Lutter contre le racisme, cela doit impliquer de prendre en compte la dimension de classe de son vécu. En France comme aux USA, celles et ceux qui subissent le racisme sont principalement des travailleuses et des travailleurs. Pour prendre l’exemple d’un conflit social récent comme le mouvement contre la loi Travail, certains courants prétendant représenter les populations issues de l’immigration sont tentés de le désigner comme un mouvement social « blanc » ; pourtant, la réalité est plus complexe quand on prend le temps d’examiner les secteurs qui ont été à l’avant-garde de la mobilisation. Les cortèges et les assemblées générales de cheminots ont fourni un aperçu de la pluralité de la classe ouvrière. Et il convient également d’évoquer la mobilisation dans la jeunesse, avec notamment l’irruption déterminante sur le terrain social des lycéens, dont de nombreux cortèges étaient composés en bonne partie de jeunes confrontés au racisme.
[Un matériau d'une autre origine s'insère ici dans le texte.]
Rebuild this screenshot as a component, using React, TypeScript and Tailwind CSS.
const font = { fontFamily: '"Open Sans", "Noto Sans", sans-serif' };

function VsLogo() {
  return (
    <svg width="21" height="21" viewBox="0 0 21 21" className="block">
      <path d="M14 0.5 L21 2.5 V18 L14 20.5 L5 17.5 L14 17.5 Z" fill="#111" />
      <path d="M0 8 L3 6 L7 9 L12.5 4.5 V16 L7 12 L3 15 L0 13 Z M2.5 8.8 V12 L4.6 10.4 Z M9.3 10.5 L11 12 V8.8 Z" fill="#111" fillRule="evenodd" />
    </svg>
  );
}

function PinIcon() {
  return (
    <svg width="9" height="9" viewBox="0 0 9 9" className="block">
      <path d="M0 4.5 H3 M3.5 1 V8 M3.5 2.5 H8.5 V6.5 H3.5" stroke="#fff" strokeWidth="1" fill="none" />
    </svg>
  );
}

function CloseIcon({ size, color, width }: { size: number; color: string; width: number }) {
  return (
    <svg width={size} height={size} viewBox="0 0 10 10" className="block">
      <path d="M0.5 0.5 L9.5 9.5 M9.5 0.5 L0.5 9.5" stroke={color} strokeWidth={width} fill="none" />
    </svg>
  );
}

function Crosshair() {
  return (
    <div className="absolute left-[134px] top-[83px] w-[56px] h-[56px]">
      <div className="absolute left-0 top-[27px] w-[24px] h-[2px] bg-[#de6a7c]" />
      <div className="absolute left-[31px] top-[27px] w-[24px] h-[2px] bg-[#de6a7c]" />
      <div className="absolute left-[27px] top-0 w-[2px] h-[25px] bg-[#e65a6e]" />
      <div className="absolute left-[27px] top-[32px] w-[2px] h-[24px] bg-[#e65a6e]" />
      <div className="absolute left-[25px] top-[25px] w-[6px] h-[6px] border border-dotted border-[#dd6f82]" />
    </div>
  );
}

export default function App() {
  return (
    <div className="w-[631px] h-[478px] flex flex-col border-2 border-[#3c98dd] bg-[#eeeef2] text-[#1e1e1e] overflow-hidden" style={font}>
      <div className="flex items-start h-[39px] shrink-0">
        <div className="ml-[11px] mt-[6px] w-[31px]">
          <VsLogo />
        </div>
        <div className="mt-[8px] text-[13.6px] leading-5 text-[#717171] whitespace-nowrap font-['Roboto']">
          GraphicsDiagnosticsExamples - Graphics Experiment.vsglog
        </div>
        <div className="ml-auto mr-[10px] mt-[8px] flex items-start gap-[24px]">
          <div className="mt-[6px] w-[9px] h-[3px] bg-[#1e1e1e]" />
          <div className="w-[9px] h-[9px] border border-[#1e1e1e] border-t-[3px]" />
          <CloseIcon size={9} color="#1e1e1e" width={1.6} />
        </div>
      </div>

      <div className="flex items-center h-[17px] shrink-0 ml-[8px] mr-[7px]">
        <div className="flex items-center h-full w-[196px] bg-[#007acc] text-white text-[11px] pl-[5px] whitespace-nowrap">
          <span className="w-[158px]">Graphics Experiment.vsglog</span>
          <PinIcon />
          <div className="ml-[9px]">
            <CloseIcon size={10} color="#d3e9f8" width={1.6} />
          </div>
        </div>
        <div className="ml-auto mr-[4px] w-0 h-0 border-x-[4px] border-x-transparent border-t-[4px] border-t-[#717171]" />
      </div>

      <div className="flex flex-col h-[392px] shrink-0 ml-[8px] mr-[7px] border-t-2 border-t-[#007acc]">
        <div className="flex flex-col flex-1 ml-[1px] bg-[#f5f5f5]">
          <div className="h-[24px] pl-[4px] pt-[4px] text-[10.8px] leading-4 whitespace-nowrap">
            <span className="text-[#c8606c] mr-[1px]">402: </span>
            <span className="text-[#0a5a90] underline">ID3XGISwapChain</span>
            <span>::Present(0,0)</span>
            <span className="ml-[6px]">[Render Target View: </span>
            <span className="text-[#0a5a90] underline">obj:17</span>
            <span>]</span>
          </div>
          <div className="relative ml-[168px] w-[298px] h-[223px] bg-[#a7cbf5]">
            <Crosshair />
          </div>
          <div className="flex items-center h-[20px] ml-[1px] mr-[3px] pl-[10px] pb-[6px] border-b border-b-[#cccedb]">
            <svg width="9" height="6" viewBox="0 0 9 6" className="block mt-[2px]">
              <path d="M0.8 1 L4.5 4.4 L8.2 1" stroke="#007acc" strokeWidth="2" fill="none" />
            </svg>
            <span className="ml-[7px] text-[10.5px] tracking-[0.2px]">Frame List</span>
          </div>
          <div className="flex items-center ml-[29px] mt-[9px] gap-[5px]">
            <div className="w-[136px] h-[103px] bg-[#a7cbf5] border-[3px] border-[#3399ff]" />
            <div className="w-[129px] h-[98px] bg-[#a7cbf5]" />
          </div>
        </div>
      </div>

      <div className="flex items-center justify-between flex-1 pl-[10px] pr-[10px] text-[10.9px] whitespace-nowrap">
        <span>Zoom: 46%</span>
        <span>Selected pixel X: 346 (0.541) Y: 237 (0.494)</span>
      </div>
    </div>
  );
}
Cette dimension de classe nécessite de développer une orientation antiraciste qui soit elle-même de classe, affirmant que ce sont les travailleurs – dans toute leur diversité, quels que soient leur genre, leur couleur de peau, leur orientation sexuelle – qui ont la capacité de mettre fin non seulement aux oppressions, mais aussi à la société capitaliste qui les reproduit. Ce rôle central des travailleurs et de la classe ouvrière ne relègue pas au second plan les luttes contre les oppressions ; au contraire, la nécessaire unification de notre classe pour renverser ce système les place au premier plan.